# Where are the doves



## Dunkem (May 8, 2012)

Been out west 3 times the last 10 days(vernon area) and no doves:-( Gone south already? Any one seen any?Not ECDs Ive got a ton of them in my yard.


----------



## Packout (Nov 20, 2007)

I saw 2 flocks of 50-70+ and one flock of 100ish in Highland, all flying in bunches. Seems like they are ready to get out of town.


----------



## Dunkem (May 8, 2012)

Packout said:


> I saw 2 flocks of 50-70+ and one flock of 100ish in Highland, all flying in bunches. Seems like they are ready to get out of town.

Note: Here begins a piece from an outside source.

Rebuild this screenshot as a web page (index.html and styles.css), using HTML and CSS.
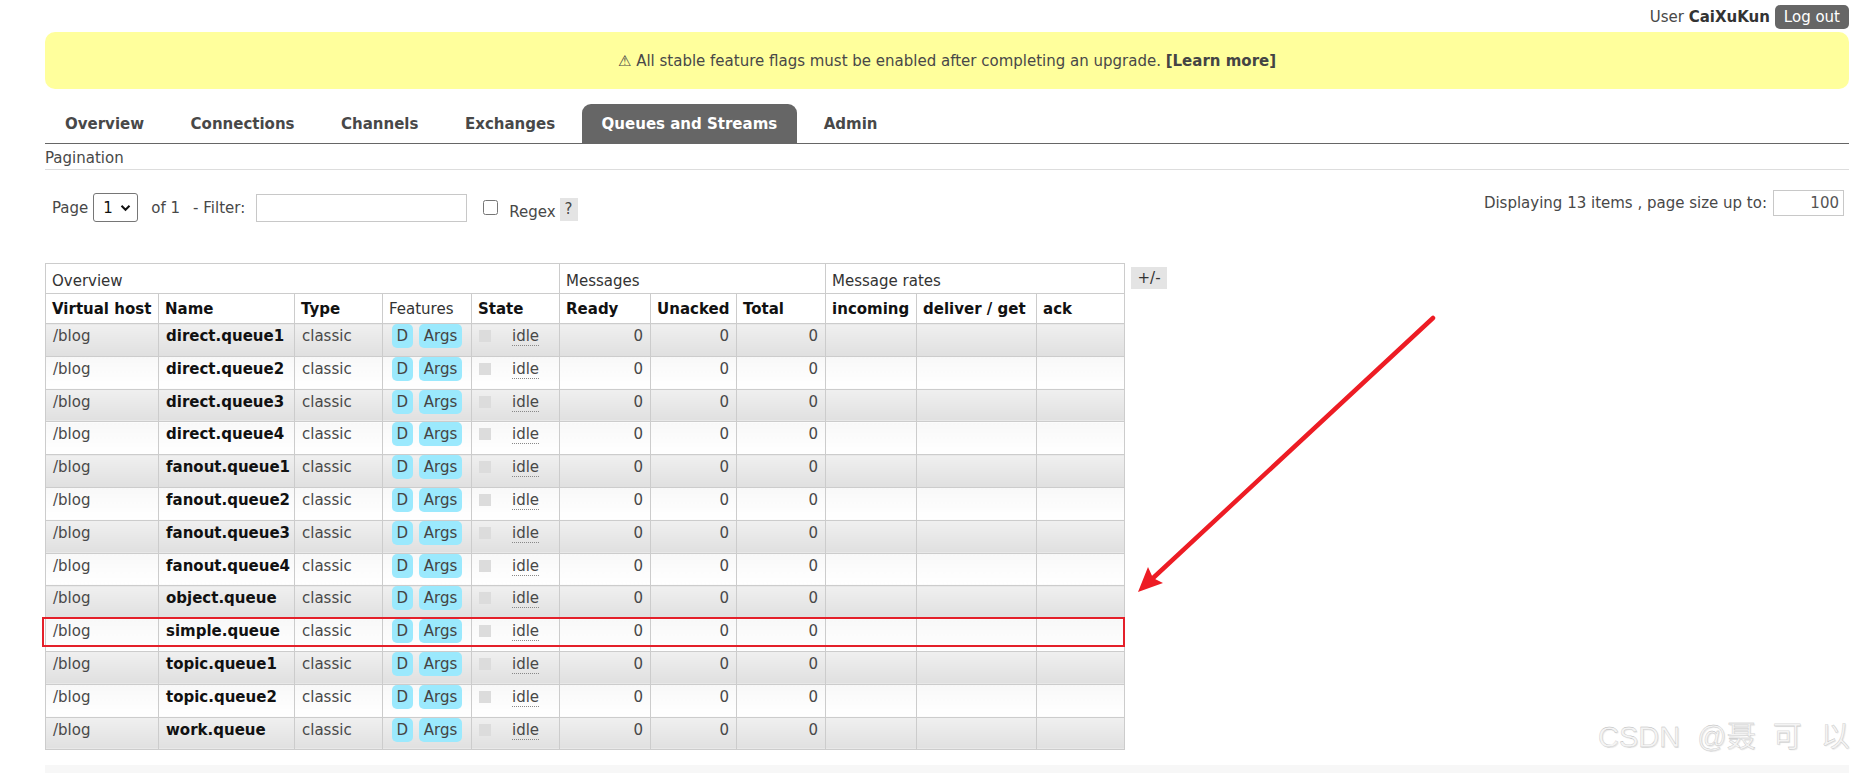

Yea I was afraid of that.Nice to have a longer season to find no doves-O,-


----------



## Clarq (Jul 21, 2011)

Does anyone know how the dove situation is looking down in the Delta area?


----------



## utahgolf (Sep 8, 2007)

Why'd they extend it an extra month?


----------



## DallanC (Jan 13, 2009)

utahgolf said:


> Why'd they extend it an extra month?


Cuz it wont matter, the doves will all be gone. You could make the season Sept 1st through January and it wouldnt matter in Utah. Kindof like Antlerless elk tags... once you reach a certain threshold of tag numbers, adding more wont increase the harvest much... as the pressure just keeps the elk off in the nasty stuff 99% of the people will never touch.

-DallanC


----------



## utahgolf (Sep 8, 2007)

DallanC said:


> Cuz it wont matter, the doves will all be gone. You could make the season Sept 1st through January and it wouldnt matter in Utah. Kindof like Antlerless elk tags... once you reach a certain threshold of tag numbers, adding more wont increase the harvest much... as the pressure just keeps the elk off in the nasty stuff 99% of the people will never touch.
> 
> -DallanC


I know it doesn't matter harvest wise but just why they felt to even bother typing an extra month into the proc.


----------



## Lonetree (Dec 4, 2010)

utahgolf said:


> I know it doesn't matter harvest wise but just why they felt to even bother typing an extra month into the proc.


It is not arbitrary by any means. Doves are federally regulated, in conjunction with other countries because they are not year long residents here, just like water fowl. Not only can you hunt longer, the bag limit has increased as well. This is because dove counts are showing more doves, and because of this, we get to harvest more for longer periods of time.

It does not mean that the weather, or anything else will cooperate with our hunts, but that potential exists, and is supported by the fact that there are more doves, between Canada and Mexico.

The doves have always started heading South the first of Sept. After the warm rains of the August monsoons, we ussualy get some colder rains and temps at the first of Sept., which gets everything rolling.


----------



## swbuckmaster (Sep 14, 2007)

They move it later and longer so the mexicans can kill unlimited limits


----------



## bamacpl (Jun 1, 2010)

Yup!!


----------



## Lonetree (Dec 4, 2010)

Mexico has seasons and bag limits similar to ours. Many South American countries have no season or limits on many doves, but that is partly because there are millions of them. South American doves are not the same doves that come from here.

Mexico has the largest resident population of Mourning doves, that never migrate North.


----------



## provider (Jan 17, 2011)

I went out in the fields south of Hurricane opening morning. I saw one morning dove. There were some in town. I could hear some people shooting in the desert. I was at Otter Creek two nights ago and saw a bunch around the lake at dusk.


----------